■ **Task to complete**:
Reproduce all the lines exactly as they stand, apart from the pictures.

■ **Supplied information**:

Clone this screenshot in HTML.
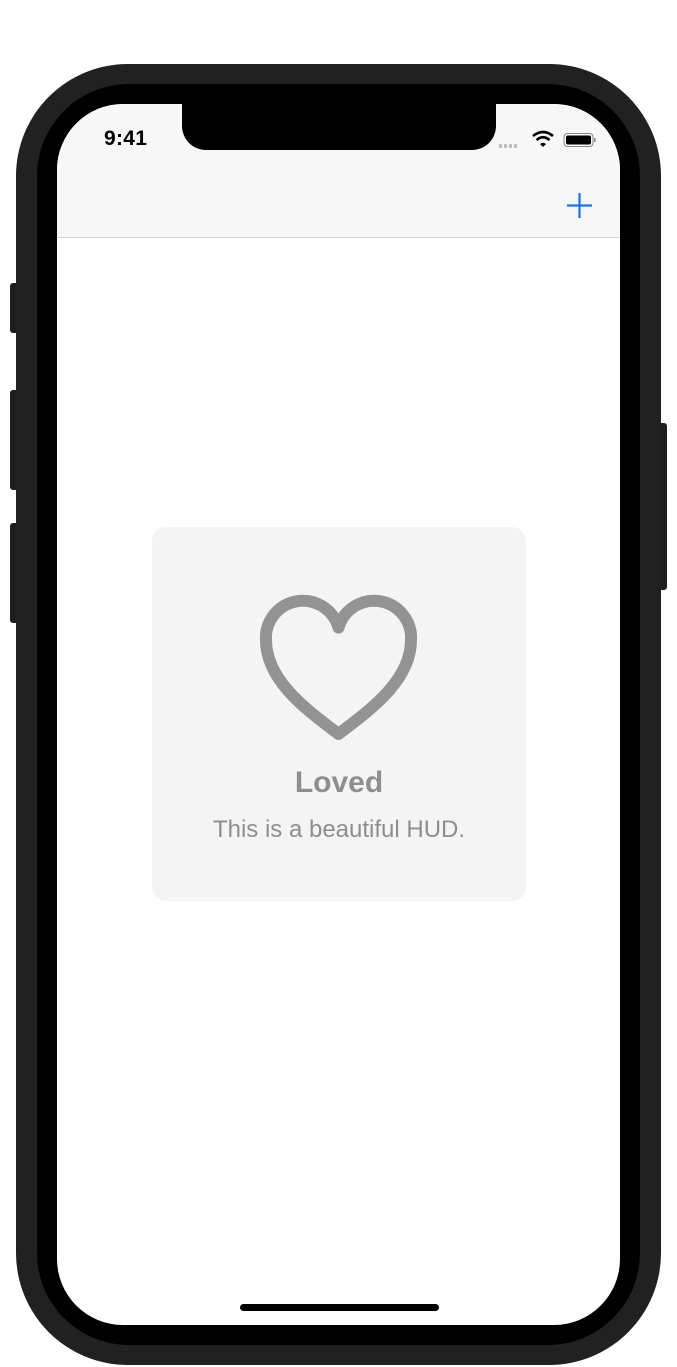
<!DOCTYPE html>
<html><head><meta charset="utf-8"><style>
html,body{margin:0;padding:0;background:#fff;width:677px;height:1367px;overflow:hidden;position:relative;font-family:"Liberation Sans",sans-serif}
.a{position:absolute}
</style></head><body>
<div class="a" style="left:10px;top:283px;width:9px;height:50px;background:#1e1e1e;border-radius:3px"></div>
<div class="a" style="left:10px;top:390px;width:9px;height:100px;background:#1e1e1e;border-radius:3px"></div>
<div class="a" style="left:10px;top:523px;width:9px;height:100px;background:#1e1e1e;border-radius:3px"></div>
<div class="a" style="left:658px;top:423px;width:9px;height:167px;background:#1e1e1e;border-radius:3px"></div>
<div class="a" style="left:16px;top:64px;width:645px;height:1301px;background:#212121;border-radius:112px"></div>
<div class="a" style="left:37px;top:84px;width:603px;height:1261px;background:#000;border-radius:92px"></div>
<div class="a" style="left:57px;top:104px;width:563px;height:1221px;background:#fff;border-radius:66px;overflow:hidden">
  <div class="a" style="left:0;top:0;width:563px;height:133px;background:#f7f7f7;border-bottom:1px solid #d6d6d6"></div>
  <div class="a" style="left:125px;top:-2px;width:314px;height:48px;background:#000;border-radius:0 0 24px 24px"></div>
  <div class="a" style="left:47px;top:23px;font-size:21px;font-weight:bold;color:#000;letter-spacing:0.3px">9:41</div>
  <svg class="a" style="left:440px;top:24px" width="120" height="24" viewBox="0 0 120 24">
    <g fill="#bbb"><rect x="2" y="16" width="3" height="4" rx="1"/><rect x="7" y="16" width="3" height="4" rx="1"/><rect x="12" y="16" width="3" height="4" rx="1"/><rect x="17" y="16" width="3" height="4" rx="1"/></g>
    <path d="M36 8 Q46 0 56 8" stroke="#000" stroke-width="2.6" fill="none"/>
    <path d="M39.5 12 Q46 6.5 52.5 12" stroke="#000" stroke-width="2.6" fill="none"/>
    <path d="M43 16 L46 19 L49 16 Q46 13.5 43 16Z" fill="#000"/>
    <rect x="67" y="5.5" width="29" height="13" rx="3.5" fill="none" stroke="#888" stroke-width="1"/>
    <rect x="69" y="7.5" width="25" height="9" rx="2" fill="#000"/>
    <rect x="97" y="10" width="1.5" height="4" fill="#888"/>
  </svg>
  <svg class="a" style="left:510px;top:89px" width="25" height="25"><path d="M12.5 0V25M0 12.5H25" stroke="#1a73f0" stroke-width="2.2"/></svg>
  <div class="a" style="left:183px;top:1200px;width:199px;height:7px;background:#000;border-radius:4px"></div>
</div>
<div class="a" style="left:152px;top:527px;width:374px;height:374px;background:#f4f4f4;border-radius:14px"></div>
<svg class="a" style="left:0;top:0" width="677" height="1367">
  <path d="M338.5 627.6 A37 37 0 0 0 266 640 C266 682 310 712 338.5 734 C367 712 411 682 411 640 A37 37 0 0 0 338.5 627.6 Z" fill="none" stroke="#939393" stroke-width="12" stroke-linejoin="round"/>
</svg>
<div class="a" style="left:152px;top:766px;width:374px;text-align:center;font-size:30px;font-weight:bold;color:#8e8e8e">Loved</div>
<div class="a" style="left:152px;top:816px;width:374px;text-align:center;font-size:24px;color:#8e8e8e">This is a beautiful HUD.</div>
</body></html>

■ **Finished exercise**:
Clone this screenshot in HTML.
<!DOCTYPE html>
<html><head><meta charset="utf-8"><style>
html,body{margin:0;padding:0;background:#fff;width:677px;height:1367px;overflow:hidden;position:relative;font-family:"Liberation Sans",sans-serif}
.a{position:absolute}
</style></head><body>
<div class="a" style="left:10px;top:283px;width:9px;height:50px;background:#1e1e1e;border-radius:3px"></div>
<div class="a" style="left:10px;top:390px;width:9px;height:100px;background:#1e1e1e;border-radius:3px"></div>
<div class="a" style="left:10px;top:523px;width:9px;height:100px;background:#1e1e1e;border-radius:3px"></div>
<div class="a" style="left:658px;top:423px;width:9px;height:167px;background:#1e1e1e;border-radius:3px"></div>
<div class="a" style="left:16px;top:64px;width:645px;height:1301px;background:#212121;border-radius:112px"></div>
<div class="a" style="left:37px;top:84px;width:603px;height:1261px;background:#000;border-radius:92px"></div>
<div class="a" style="left:57px;top:104px;width:563px;height:1221px;background:#fff;border-radius:66px;overflow:hidden">
  <div class="a" style="left:0;top:0;width:563px;height:133px;background:#f7f7f7;border-bottom:1px solid #d6d6d6"></div>
  <div class="a" style="left:125px;top:-2px;width:314px;height:48px;background:#000;border-radius:0 0 24px 24px"></div>
  <div class="a" style="left:47px;top:23px;font-size:21px;font-weight:bold;color:#000;letter-spacing:0.3px">9:41</div>
  <svg class="a" style="left:440px;top:24px" width="120" height="24" viewBox="0 0 120 24">
    <g fill="#bbb"><rect x="2" y="16" width="3" height="4" rx="1"/><rect x="7" y="16" width="3" height="4" rx="1"/><rect x="12" y="16" width="3" height="4" rx="1"/><rect x="17" y="16" width="3" height="4" rx="1"/></g>
    <path d="M36 8 Q46 0 56 8" stroke="#000" stroke-width="2.6" fill="none"/>
    <path d="M39.5 12 Q46 6.5 52.5 12" stroke="#000" stroke-width="2.6" fill="none"/>
    <path d="M43 16 L46 19 L49 16 Q46 13.5 43 16Z" fill="#000"/>
    <rect x="67" y="5.5" width="29" height="13" rx="3.5" fill="none" stroke="#888" stroke-width="1"/>
    <rect x="69" y="7.5" width="25" height="9" rx="2" fill="#000"/>
    <rect x="97" y="10" width="1.5" height="4" fill="#888"/>
  </svg>
  <svg class="a" style="left:510px;top:89px" width="25" height="25"><path d="M12.5 0V25M0 12.5H25" stroke="#1a73f0" stroke-width="2.2"/></svg>
  <div class="a" style="left:183px;top:1200px;width:199px;height:7px;background:#000;border-radius:4px"></div>
</div>
<div class="a" style="left:152px;top:527px;width:374px;height:374px;background:#f4f4f4;border-radius:14px"></div>
<svg class="a" style="left:0;top:0" width="677" height="1367">
  <path d="M338.5 627.6 A37 37 0 0 0 266 640 C266 682 310 712 338.5 734 C367 712 411 682 411 640 A37 37 0 0 0 338.5 627.6 Z" fill="none" stroke="#939393" stroke-width="12" stroke-linejoin="round"/>
</svg>
<div class="a" style="left:152px;top:766px;width:374px;text-align:center;font-size:30px;font-weight:bold;color:#8e8e8e">Loved</div>
<div class="a" style="left:152px;top:816px;width:374px;text-align:center;font-size:24px;color:#8e8e8e">This is a beautiful HUD.</div>
</body></html>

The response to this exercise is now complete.